Stipe's report also says there is an "underground move by many former (Calvary) members to demand a reimbursement of their past tithes and offerings."

Heitzig said he's heard of no such thing.

"I've spoken to thousands of people when I was in Albuquerque, and I didn't hear anything like that at all," he said. "I wouldn't call that an underground movement; I'd call it two people."

During two recent trips to Albuquerque, Heitzig conducted three services at Calvary.
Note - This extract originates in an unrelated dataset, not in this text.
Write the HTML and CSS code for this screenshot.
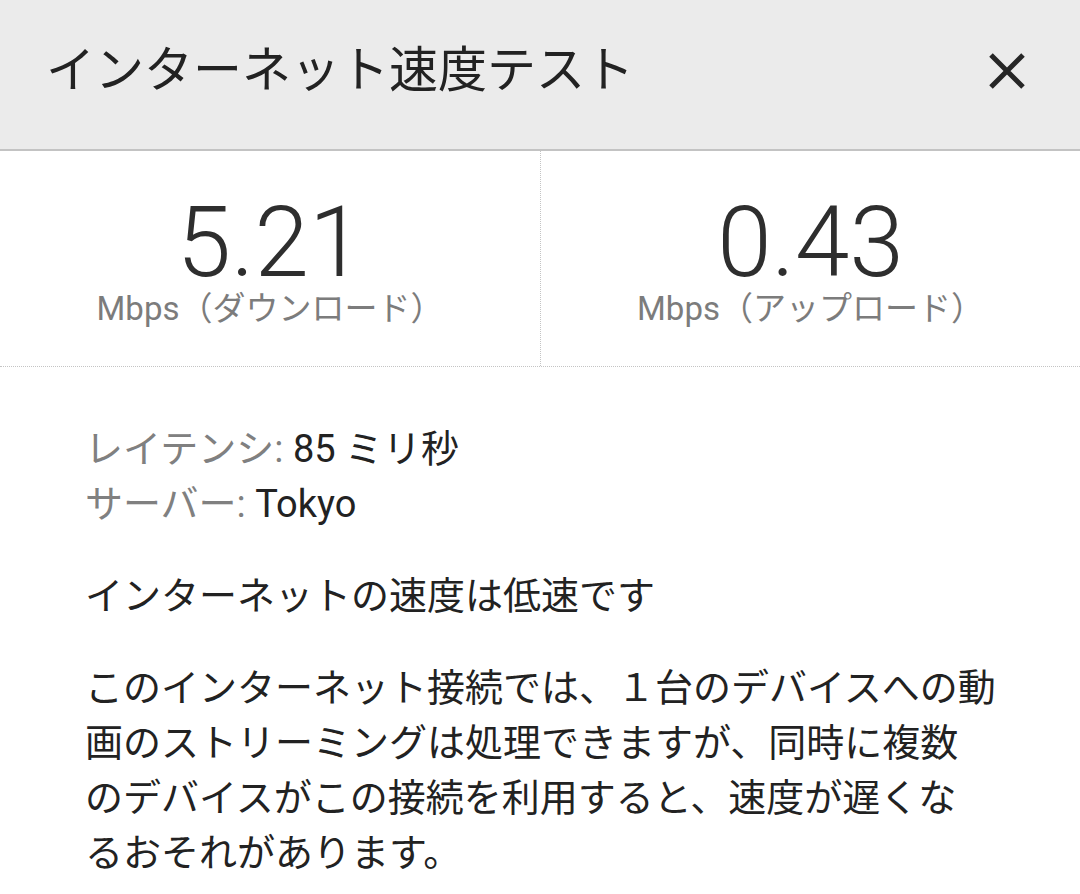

On Saturday, he apologized to the congregation, saying: "If my leadership style has hurt any of you or pained any of you, I deeply apologize."

Heitzig said Stipe's report was one of three done by pastors affiliated with Calvary Chapel Outreach Fellowship (CCOF), which, among other duties, "provides materials that will define the Calvary Chapel philosophy to individual fellowships."

Stipe's report was based largely on board minutes but also included information from Calvary sermons, financial statements and letters written by former board members, Heitzig and Nelson.

The other two were done by pastors from Las Vegas, Nev., Heitzig said.

Those reports were not made available to the Journal, but an overview of the three reports by CCOF leader Paul Smith, was.

"We find no evidence of sin or wrongdoing on the part of the board of directors, Skip Heitzig or Pete Nelson which would preclude you continuing friendship and fellowship with CCOF," the letter states.

Heitzig said the two Las Vegas pastors interviewed him and other "key players." He said Stipe never attempted to contact him.

He said all three reports were to be given to Smith - not made public.

The Stipe report was posted on a Web log,

"This is church business, and the board is trying to do things with due process and with an open hand," Heitzig said. "It's just discouraging that this has to be dragged through the public arena again. I think the good people of Calvary Albuquerque are tired of it being in the media."